Write each line of the material exactly as given, from the top through the line that contains "const voices = ['温柔桃子', '爽快思思', '阳光青年'];", and omit all pictures.

— start DATA PROVIDED —

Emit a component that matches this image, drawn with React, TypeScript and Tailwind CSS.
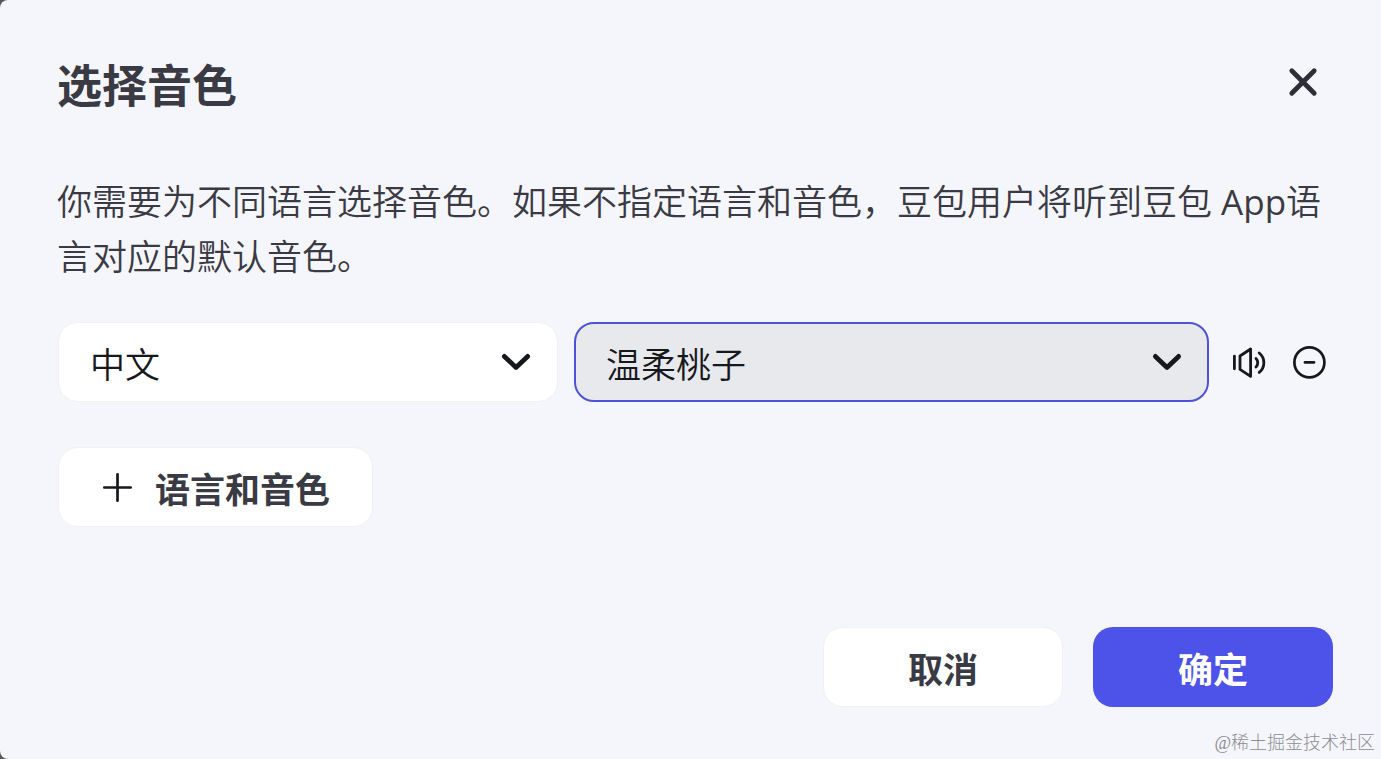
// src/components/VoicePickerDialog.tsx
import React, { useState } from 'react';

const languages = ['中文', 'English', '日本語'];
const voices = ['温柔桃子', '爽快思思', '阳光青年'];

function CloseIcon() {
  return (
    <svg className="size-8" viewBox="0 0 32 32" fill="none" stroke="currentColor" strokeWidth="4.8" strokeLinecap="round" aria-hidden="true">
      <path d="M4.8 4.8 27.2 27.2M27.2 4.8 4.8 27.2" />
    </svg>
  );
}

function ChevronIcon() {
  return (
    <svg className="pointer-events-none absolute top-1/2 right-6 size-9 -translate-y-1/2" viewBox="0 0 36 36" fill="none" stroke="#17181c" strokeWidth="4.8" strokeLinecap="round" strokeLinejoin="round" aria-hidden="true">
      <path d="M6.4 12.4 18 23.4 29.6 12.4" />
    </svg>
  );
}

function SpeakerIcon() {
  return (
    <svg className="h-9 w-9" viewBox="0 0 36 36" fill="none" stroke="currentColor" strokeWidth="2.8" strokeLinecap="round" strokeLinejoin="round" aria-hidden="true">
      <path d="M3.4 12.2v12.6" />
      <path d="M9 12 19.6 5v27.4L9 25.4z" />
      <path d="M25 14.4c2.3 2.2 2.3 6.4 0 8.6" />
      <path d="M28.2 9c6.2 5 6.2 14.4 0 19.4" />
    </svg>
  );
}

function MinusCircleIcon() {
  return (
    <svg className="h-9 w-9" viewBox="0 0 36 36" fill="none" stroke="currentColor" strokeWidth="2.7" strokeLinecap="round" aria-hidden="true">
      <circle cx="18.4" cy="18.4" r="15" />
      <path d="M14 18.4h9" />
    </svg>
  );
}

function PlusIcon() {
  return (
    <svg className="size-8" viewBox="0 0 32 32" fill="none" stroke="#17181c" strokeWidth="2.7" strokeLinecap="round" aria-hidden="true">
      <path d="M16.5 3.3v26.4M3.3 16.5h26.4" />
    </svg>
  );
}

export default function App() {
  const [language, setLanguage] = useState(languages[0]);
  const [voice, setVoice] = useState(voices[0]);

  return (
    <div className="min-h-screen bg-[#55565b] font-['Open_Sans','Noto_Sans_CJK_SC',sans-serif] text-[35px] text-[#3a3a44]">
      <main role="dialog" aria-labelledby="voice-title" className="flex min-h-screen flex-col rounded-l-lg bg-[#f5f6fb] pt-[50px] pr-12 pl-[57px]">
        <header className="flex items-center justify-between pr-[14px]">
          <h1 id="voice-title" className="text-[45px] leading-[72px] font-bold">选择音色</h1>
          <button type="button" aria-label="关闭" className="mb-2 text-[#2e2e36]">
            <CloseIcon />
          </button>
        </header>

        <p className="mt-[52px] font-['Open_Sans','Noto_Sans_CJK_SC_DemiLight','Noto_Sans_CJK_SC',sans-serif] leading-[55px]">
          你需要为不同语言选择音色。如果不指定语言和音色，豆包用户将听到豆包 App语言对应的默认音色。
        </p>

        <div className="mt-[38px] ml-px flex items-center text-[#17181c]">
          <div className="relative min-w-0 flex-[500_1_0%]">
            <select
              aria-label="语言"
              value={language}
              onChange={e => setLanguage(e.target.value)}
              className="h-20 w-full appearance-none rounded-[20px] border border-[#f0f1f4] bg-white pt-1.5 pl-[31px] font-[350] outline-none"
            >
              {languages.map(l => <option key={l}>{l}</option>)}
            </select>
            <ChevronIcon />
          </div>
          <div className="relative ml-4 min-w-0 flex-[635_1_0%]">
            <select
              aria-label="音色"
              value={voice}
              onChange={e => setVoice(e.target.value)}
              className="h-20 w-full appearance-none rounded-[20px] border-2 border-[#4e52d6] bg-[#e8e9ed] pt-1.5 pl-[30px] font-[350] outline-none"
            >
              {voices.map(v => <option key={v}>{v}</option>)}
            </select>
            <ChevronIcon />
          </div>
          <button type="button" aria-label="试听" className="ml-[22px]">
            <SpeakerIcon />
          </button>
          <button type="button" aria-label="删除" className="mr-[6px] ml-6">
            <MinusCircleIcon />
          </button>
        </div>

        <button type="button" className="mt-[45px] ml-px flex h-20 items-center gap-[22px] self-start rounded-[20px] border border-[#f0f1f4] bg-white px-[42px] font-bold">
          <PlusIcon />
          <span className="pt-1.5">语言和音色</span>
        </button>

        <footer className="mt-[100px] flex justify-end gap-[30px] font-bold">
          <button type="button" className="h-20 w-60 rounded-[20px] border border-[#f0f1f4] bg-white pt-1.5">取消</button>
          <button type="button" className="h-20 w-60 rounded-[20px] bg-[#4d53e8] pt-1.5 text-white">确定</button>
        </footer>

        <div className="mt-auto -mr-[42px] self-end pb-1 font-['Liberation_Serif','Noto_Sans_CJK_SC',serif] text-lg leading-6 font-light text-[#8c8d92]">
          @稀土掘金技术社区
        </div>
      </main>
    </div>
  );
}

— end DATA PROVIDED —

__TASK OUTPUT__:
Emit a component that matches this image, drawn with React, TypeScript and Tailwind CSS.
// src/components/VoicePickerDialog.tsx
import React, { useState } from 'react';

const languages = ['中文', 'English', '日本語'];
const voices = ['温柔桃子', '爽快思思', '阳光青年'];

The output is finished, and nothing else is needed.